● Exercise materials
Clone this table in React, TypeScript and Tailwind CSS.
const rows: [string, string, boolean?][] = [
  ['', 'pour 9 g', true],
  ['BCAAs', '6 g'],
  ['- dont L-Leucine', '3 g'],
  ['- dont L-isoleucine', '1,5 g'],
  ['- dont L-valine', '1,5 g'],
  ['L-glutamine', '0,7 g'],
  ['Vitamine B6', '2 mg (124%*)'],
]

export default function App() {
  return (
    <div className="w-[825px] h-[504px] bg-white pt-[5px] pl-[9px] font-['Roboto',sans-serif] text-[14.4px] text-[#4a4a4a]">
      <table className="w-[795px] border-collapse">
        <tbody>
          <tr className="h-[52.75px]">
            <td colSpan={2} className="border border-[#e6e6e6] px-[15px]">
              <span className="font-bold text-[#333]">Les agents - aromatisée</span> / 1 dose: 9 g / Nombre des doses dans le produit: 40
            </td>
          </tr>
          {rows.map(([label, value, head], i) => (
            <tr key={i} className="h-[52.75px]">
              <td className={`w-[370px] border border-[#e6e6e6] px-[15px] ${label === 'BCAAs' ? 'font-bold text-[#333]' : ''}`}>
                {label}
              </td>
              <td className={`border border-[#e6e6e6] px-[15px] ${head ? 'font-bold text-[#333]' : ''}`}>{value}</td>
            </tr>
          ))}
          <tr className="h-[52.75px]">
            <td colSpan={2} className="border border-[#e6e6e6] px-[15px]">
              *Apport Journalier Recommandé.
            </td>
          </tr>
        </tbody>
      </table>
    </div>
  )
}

* * *

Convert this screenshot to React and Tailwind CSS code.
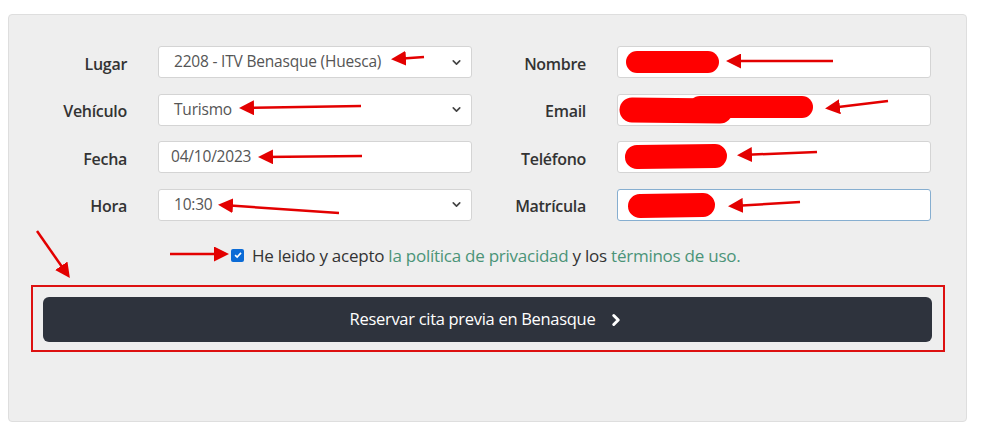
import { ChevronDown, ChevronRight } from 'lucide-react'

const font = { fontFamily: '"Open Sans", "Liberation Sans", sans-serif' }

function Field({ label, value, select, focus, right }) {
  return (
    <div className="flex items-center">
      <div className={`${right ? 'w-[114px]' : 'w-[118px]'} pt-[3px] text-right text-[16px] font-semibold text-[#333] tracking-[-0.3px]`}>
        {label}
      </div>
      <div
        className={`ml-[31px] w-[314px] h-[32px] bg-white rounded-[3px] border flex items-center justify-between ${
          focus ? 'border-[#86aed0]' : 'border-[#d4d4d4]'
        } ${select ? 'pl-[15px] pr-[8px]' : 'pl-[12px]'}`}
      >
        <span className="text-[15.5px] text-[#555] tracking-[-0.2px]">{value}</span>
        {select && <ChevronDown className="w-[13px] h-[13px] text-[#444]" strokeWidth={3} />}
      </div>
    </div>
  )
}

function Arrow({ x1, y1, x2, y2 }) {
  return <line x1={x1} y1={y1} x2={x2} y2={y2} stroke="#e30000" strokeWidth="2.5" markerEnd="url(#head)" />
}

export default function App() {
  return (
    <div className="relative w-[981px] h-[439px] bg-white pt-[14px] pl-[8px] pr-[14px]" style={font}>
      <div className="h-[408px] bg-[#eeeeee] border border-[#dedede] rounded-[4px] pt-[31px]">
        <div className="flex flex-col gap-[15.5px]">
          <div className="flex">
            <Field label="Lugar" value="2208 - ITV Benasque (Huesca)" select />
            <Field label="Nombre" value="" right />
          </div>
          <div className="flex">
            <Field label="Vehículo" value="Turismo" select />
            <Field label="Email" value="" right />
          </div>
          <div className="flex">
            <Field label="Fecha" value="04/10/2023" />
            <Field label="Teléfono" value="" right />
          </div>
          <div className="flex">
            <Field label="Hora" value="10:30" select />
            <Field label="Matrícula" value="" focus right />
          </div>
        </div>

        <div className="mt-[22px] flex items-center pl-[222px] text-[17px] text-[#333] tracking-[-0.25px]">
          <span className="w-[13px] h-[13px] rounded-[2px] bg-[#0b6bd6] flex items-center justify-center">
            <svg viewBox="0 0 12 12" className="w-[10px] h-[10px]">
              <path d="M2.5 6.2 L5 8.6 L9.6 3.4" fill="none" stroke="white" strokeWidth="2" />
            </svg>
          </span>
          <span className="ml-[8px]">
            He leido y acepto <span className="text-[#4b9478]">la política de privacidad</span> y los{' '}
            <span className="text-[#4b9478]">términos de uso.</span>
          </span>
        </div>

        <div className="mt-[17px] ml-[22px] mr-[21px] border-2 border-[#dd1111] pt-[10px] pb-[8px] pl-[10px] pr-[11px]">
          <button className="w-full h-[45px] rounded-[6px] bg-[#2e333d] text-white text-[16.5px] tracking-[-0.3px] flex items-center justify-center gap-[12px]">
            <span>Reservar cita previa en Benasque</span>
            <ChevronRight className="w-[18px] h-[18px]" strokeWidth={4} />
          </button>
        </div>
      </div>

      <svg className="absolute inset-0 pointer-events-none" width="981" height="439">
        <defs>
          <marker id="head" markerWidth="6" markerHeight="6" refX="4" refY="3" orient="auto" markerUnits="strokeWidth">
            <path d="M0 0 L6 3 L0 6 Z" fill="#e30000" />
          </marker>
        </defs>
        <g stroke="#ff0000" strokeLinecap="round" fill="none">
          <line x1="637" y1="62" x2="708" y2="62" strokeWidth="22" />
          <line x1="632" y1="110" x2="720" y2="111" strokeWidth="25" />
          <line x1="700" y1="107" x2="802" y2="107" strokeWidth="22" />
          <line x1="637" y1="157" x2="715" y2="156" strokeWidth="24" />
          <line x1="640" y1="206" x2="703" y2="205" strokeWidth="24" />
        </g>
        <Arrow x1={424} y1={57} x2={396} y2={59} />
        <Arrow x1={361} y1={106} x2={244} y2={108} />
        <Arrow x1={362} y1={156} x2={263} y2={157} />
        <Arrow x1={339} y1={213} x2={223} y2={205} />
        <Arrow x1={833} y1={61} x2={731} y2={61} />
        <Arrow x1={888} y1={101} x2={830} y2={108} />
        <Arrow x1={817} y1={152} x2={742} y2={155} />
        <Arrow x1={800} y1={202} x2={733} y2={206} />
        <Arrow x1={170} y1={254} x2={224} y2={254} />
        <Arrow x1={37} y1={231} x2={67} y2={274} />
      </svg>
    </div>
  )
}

● Problem description
Provide only the count of lines in the material above that hold the word "table".

● Full output
3